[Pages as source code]
-------------------------

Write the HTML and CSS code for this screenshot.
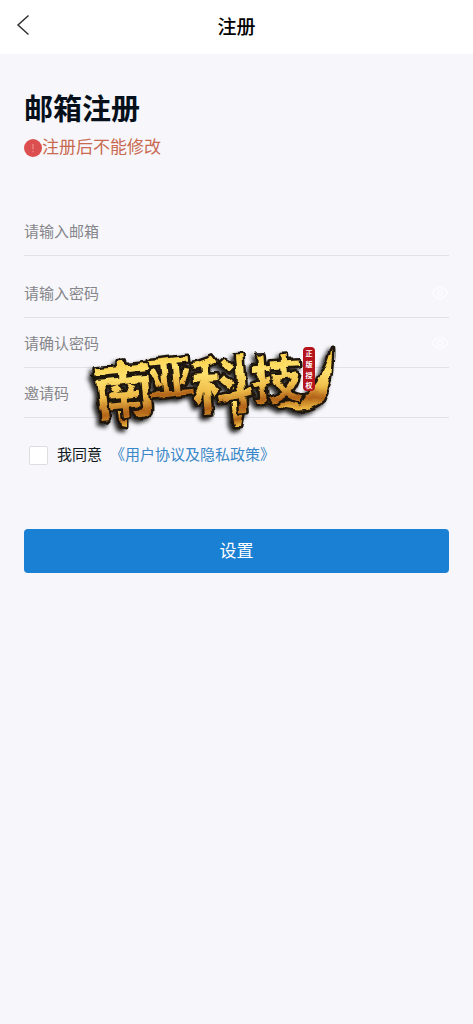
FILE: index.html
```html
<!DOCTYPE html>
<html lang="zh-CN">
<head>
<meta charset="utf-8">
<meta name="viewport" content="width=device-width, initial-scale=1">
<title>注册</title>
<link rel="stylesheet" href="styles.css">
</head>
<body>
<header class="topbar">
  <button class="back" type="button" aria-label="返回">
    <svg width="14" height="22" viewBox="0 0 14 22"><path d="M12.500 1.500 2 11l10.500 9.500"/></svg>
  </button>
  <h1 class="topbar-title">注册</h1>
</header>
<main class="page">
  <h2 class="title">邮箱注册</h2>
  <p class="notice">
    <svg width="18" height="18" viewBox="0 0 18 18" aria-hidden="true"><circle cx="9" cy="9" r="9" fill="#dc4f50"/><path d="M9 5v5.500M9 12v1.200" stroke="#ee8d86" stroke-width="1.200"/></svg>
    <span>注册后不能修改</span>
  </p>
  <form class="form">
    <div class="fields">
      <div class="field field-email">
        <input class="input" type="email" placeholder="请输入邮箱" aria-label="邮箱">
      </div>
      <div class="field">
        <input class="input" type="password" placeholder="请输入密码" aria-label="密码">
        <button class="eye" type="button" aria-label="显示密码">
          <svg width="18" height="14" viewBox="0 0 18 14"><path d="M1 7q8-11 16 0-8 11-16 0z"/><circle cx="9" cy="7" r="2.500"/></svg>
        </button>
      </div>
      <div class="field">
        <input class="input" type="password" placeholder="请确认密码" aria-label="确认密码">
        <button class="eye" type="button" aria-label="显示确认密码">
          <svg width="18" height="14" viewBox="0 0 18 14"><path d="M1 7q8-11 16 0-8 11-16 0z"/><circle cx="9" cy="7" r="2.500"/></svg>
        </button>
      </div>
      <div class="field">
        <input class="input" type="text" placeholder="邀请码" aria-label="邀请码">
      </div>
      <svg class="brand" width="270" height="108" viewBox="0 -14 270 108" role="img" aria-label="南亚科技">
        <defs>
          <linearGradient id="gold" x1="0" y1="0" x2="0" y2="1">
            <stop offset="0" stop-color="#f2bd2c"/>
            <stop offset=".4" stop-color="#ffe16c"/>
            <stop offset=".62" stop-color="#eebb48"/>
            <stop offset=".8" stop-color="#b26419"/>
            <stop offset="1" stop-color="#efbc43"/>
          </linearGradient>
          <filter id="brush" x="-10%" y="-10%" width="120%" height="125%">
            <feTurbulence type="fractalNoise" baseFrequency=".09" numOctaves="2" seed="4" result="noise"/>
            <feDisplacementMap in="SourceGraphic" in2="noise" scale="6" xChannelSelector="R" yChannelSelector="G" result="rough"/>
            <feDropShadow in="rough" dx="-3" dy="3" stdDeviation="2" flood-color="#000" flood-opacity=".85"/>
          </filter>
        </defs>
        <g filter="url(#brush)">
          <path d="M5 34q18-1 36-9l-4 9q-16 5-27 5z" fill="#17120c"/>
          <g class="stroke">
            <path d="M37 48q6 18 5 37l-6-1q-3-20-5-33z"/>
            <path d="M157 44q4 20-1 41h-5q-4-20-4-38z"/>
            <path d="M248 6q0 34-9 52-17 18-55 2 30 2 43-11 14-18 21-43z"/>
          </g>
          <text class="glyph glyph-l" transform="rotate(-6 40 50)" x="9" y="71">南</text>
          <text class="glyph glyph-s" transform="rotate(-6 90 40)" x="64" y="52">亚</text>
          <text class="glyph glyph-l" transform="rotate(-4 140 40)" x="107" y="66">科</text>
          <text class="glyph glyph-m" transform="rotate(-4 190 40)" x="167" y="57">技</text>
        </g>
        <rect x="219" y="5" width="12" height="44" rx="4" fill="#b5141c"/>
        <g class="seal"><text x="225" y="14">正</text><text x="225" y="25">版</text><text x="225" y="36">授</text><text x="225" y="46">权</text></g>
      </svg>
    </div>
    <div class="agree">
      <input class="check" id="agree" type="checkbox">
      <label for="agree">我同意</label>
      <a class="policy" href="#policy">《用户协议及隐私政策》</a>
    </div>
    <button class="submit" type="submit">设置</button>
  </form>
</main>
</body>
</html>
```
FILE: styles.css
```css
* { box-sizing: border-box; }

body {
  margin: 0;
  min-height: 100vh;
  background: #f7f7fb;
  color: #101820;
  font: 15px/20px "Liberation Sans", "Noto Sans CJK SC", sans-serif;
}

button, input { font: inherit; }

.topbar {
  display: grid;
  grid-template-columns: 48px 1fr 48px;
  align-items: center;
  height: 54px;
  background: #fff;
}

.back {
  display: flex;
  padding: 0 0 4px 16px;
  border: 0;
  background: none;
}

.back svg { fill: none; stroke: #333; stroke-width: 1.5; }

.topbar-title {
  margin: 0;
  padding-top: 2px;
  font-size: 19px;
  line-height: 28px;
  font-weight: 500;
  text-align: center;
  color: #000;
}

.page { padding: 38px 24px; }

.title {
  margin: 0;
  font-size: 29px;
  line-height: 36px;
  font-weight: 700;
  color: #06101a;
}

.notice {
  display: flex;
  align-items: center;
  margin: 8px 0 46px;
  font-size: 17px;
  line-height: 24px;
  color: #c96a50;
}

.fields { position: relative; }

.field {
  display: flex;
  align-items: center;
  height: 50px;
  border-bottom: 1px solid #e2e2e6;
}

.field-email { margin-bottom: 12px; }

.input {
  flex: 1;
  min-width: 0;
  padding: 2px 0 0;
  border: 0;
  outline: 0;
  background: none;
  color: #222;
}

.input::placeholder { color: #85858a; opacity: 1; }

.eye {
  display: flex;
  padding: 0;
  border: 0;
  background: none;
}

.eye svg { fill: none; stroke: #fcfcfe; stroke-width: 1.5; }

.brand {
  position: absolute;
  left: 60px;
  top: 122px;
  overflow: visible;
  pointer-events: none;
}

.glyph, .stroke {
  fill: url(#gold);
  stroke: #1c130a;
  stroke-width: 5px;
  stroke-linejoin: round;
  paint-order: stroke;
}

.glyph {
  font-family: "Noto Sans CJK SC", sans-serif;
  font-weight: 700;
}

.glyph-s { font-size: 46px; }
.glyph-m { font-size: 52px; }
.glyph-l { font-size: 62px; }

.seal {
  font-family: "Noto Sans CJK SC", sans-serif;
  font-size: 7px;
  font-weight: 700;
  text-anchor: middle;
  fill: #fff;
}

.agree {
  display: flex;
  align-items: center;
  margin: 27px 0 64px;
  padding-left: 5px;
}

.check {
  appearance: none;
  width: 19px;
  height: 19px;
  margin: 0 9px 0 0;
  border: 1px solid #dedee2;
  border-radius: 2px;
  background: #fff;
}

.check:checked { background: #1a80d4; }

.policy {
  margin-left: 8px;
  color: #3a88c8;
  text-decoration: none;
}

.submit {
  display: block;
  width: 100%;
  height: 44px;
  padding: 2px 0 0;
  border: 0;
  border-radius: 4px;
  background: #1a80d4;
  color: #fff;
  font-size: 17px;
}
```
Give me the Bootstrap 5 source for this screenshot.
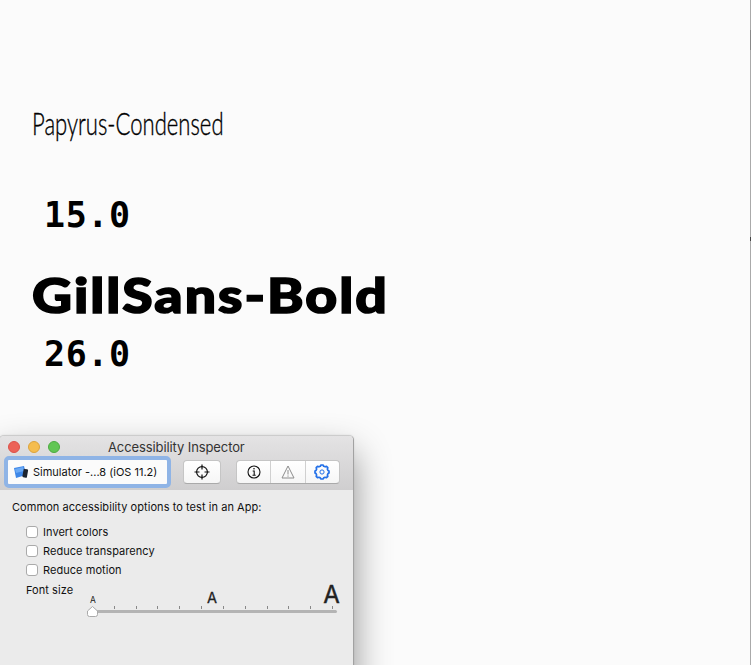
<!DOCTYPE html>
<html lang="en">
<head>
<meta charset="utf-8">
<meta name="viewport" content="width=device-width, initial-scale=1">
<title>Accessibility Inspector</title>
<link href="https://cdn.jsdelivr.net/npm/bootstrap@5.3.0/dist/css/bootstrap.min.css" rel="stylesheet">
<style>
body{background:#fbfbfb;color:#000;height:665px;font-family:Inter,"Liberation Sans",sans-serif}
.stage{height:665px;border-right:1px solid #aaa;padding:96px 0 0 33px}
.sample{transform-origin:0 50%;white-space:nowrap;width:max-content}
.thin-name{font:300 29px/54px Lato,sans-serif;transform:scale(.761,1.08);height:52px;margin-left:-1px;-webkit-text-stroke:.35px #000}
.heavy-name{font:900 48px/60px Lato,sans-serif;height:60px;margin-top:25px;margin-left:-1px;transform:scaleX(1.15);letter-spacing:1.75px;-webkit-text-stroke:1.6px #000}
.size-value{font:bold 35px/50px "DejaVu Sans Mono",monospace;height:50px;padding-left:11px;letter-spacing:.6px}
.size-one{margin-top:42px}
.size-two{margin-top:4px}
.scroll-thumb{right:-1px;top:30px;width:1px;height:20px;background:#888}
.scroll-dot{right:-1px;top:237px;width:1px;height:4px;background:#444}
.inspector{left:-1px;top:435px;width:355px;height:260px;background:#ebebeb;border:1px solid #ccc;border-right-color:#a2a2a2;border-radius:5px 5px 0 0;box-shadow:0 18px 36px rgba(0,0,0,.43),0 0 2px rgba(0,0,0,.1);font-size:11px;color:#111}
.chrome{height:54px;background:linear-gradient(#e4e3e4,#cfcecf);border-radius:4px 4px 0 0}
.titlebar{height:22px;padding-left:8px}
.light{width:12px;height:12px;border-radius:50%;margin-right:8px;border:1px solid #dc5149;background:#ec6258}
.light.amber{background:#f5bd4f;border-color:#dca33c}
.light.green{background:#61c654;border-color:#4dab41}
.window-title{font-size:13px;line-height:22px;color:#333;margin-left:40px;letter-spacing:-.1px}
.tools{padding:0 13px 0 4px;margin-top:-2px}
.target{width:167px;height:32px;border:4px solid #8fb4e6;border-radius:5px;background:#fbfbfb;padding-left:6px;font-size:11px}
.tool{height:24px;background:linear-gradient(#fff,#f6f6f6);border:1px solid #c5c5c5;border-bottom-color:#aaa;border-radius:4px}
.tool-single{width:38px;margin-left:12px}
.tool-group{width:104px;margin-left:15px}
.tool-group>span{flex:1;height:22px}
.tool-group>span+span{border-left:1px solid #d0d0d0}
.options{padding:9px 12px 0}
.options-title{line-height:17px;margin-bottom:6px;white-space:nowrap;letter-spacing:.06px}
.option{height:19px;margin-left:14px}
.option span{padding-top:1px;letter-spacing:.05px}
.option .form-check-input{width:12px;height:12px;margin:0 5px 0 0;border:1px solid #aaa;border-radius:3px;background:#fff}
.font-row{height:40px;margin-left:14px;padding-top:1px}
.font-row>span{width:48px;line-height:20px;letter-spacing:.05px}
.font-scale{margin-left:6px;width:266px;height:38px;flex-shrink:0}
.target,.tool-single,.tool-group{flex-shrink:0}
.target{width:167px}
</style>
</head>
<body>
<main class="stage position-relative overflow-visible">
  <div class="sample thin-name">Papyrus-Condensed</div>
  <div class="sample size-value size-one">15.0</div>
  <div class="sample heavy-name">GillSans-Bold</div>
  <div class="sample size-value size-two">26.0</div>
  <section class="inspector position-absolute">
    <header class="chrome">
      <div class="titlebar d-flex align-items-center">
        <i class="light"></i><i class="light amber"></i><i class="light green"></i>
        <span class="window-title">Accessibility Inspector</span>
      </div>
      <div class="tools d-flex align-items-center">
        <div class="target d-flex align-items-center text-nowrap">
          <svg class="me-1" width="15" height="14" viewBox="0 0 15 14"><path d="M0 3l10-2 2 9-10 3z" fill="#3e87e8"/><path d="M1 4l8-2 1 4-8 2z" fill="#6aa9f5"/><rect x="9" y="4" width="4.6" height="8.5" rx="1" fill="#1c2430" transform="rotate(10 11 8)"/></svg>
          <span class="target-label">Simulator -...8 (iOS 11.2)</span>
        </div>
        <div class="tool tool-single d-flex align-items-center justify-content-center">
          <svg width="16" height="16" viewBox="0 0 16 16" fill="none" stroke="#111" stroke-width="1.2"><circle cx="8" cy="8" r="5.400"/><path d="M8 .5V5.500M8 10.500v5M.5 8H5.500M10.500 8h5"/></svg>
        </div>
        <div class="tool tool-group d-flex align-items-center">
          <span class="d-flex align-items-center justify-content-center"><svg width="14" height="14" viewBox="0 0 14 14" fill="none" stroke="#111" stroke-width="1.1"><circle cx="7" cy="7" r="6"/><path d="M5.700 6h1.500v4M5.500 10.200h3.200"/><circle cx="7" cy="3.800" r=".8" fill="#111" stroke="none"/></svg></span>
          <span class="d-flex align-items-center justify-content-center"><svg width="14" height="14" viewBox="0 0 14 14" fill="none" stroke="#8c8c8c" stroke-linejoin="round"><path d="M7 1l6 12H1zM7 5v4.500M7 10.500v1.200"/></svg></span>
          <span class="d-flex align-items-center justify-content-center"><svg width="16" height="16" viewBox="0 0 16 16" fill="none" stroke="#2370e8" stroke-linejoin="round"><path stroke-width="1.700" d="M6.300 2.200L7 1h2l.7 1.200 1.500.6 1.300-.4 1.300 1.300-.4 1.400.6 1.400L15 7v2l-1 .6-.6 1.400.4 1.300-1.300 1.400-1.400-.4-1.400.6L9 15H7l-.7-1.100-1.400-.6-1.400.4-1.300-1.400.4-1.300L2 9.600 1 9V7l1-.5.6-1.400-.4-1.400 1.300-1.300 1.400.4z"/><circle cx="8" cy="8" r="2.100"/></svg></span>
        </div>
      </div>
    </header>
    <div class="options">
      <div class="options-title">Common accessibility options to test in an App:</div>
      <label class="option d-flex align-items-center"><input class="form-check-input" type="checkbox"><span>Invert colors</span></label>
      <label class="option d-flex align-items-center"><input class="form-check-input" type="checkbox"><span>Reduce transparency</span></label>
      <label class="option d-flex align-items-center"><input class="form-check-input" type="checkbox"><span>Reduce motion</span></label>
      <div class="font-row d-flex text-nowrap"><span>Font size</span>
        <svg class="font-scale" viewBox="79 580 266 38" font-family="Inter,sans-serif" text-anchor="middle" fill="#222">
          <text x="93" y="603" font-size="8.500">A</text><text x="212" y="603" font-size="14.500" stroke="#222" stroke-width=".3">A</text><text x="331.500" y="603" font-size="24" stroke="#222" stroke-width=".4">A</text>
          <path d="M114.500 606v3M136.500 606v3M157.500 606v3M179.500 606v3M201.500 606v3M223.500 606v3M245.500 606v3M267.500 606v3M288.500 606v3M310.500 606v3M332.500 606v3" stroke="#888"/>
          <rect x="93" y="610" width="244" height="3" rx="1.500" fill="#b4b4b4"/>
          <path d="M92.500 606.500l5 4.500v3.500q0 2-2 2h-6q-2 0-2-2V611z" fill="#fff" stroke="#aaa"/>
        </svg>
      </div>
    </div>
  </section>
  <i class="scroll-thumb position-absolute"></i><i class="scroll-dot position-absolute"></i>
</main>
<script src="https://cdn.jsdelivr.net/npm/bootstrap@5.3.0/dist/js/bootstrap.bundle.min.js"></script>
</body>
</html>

-------------------------

Aim
Filter the entries above down to the lines containing the word "this".

Task response
Write the HTML and CSS code for this screenshot.
Give me the Bootstrap 5 source for this screenshot.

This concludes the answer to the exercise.